This blog breaks it down simply – from toddler tasks to teen responsibilities, we’ll walk you through what chores work best for each stage, how to introduce them without stress, and how to build habits that last. No overwhelm. Just practical steps that help kids grow more confident, and give you a little breathing room, too. 

Why Chores Matter (Even for the Littlest Kids) 

Chores are more than just a to-do list. They give kids a sense of belonging and purpose, helping them feel like valued members of the family. 

A father helps his toddler sort colorful toys into baskets, modeling age-appropriate chores for kids by stage.

According to research from Harvard’s Making Caring Common Project, giving kids regular chores isn’t just about getting help—it’s a real way to build empathy, confidence, and a sense of responsibility (Cashin, n.d.). 

That doesn’t mean you need a chore chart by preschool. It just means start small, keep it consistent, and meet your child where they are. 

Try this: Instead of calling it a “chore,” try “your special job” or “your family helper role.” 
Reflect: Do your kids know their help is appreciated even when it’s imperfect? 

Toddlers (Ages 2–3) 

Yes, toddlers can help! They love to imitate grown-ups, and simple tasks teach them independence (and burn off a little energy). 

What they can do: 

  • Put toys in a bin 
  • Throw away trash with help 
  • Wipe up spills with a cloth 
  • Carry their plate to the sink 
  • Feed pets with supervision 

It won’t be perfect. And that’s okay. What matters is habits. 

Try this: Turn cleanup into a silly race or song. 
Reflect: Are you letting your toddler help, even when it slows things down? 

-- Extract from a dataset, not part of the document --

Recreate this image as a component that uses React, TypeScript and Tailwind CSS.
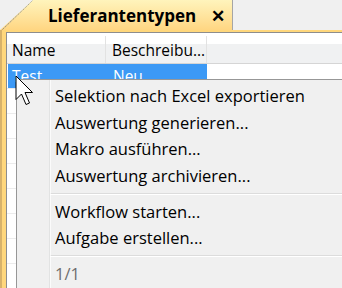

Preschool & Early Elementary (Ages 4–7) 

At this age, kids want to feel capable. Chores should still be short and specific, but now they can handle a bit more responsibility. 

What they can do: 

  • Make the bed (even if it’s lumpy) 
  • Sort laundry by color 
  • Help set the table 
  • Water plants 
  • Match socks 
  • Unload the dishwasher (non-breakables) 

They’ll need reminders—and probably a little fun added in. 

Try this: Use a picture-based chore chart for younger kids. 
Reflect: Are you building small habits that lead to independence? 

Middle Childhood (Ages 8–11) 

This is when consistency starts to click. Kids can take on multi-step chores and even manage some on their own. 

What they can do: 

  • Vacuum or sweep 
  • Fold and put away laundry 
  • Pack school lunch 
  • Clean their bedroom 
  • Walk the dog 
  • Help cook with supervision 

These tasks help build planning, focus, and real-world readiness. 

Try this: Assign weekly responsibilities and switch them up. 
Reflect: Are you encouraging ownership instead of just checking boxes? 

Tweens & Teens (Ages 12+) 

Older kids can handle real responsibilities—and benefit from knowing they’re trusted. The key is balance: independence without overwhelm. 

What they can do: 

  • Do their own laundry 
  • Deep-clean shared spaces 
  • Cook simple meals 
  • Mow the lawn 
  • Babysit siblings 
  • Manage their own task list 

Let them help decide what they take on and offer guidance when needed. 

Try this: Link privileges (like screen time or weekend outings) to task follow-through. 
Reflect: Are you giving your teen more adult-like responsibilities—and the trust that comes with it? 

Making Chores Feel Less Like… Chores 

Even the best-laid plans can lead to resistance. If chores have become a daily struggle, try shifting how you frame them: 

  • Be specific: “Clean your room” can mean a dozen things. Try “Put dirty clothes in the basket and books on the shelf.” 
  • Use routines: Tie chores to predictable times—like after school or before screen time. 
  • Praise effort, not perfection: A messy bed made with pride matters more than crisp corners. 
  • Model the mindset: Show that chores are part of being a team—not a punishment. 

Try this: End the week with a “thank you circle” where everyone shares one thing they noticed someone else doing to help. 
Reflect: What could make chores feel more connected and less transactional in your home? 

Final Thoughts 

Introducing age-appropriate chores for kids by stage isn’t about perfection—it’s about progress. When kids feel capable, included, and supported, they’re more likely to step up. And over time, those little efforts turn into real-life skills. 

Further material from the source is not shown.